3. How Stuff+ Trains on Residuals
Here's where Stockyard's approach is unique. Stuff+ doesn't train on raw xRV. It trains on what Location+ couldn't explain.
The Residual Pipeline
Why Residuals Are Noisy
A single pitch's outcome (even expected run value) is dominated by context: count, baserunners, batter handedness, park, umpire tendencies. After removing what Location+ explains, what's left is a mix of:
Real signal (tiny)
Pitch physics that make it harder to hit — spin efficiency, movement profile, tunneling potential
Noise (huge)
Whether the batter guessed right, timing, luck on contact, umpire bias, and everything else that's random at the per-pitch level
The per-pitch R² is about 0.003. That's not a bug — it's the nature of the problem. The real value shows up when you average over hundreds of pitches per pitcher, where the noise cancels out and the physics signal emerges.
4. When Trees Start Memorizing
Here's the core problem. Without constraints, XGBoost will keep building trees forever. The first ~50–150 trees learn real patterns. Everything after that is the model memorizing noise.
The Overfitting Story — Visualized
The training loss always improves — the model can always fit the training data better. But the validation loss (performance on unseen data) eventually stops improving and starts getting worse. The gap between the two curves is the model memorizing training-specific quirks.
📚
Analogy: It's like a student studying for an exam. At first, studying helps — they learn real concepts. But at some point, extra studying means memorizing specific practice problems word-for-word rather than understanding the material. They'd ace the practice tests but bomb a new exam with different questions. Trees 1-100 are learning concepts. Trees 200-600 are memorizing practice problems.
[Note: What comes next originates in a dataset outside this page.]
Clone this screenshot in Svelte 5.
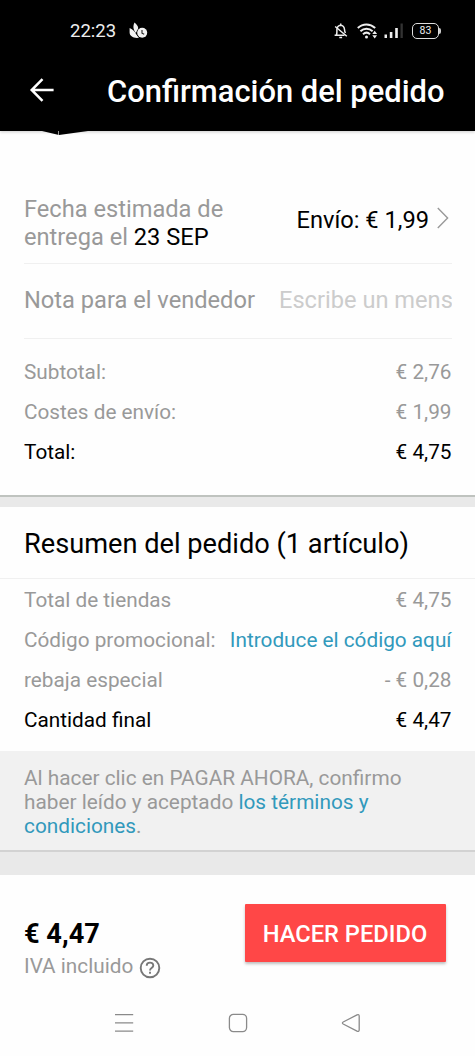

What "Memorizing" Looks Like for Stuff+
Without early stopping, Tree #347 might learn something like:
IFspin_ratebetween2347-2351 ANDextensionbetween6.42-6.44 ANDpfx_zbetween14.8-14.9 THEN predict-0.003 RV correction
This isn't a real pattern — it's a coincidence that the ~12 pitches in the training data with these exact characteristics happened to have good outcomes. A new dataset would have completely different pitches in that tiny slice. The tree fit the noise, not the signal.
5. Early Stopping: The Safety Net
Early stopping watches the validation loss after every tree. If 50 consecutive trees fail to improve validation performance, it stops building. No more trees. Done.
Early Stopping In Action
Without Early Stopping
Always builds 600 trees
Slider model: 571 trees wasted memorizing noise
Fastball model: 449 trees wasted
All pitch types get same treatment regardless of signal strength
Overfits most on the noisiest pitch types
With Early Stopping
Stops when learning stops
Slider: stops at 29, before noise takes over
Fastball: runs to 151, extracts more real signal
Each pitch type gets exactly as many trees as the signal supports
Automatically adapts to signal strength
The "Patience" Parameter
The early_stopping_rounds=50 setting means: "keep going for 50 more trees after the last improvement, in case there's a late breakthrough." If 50 trees pass with no improvement, it's safe to say the model has learned everything it can from the signal.
50
patience rounds
29-151
actual stopping range
600
old max (unused)
The fact that models stop at 29-151 out of a possible 600 means 75-95% of the old trees were pure overfitting. The signal ran out fast — the residual target is just that noisy at the per-pitch level.
6. Putting It All Together
The Full Picture
Bottom Line
Early stopping doesn't sacrifice accuracy — it improves it by cutting out the trees that were hurting generalization.
Stuff+ with 600 forced trees was like a scout who watches so much film that they start seeing patterns that aren't there. Early stopping is the scout's manager saying "you've seen enough — trust your read." The model stops at 29-151 trees because that's genuinely where the physics signal runs out in a per-pitch residual. Everything after that was the model lying to itself.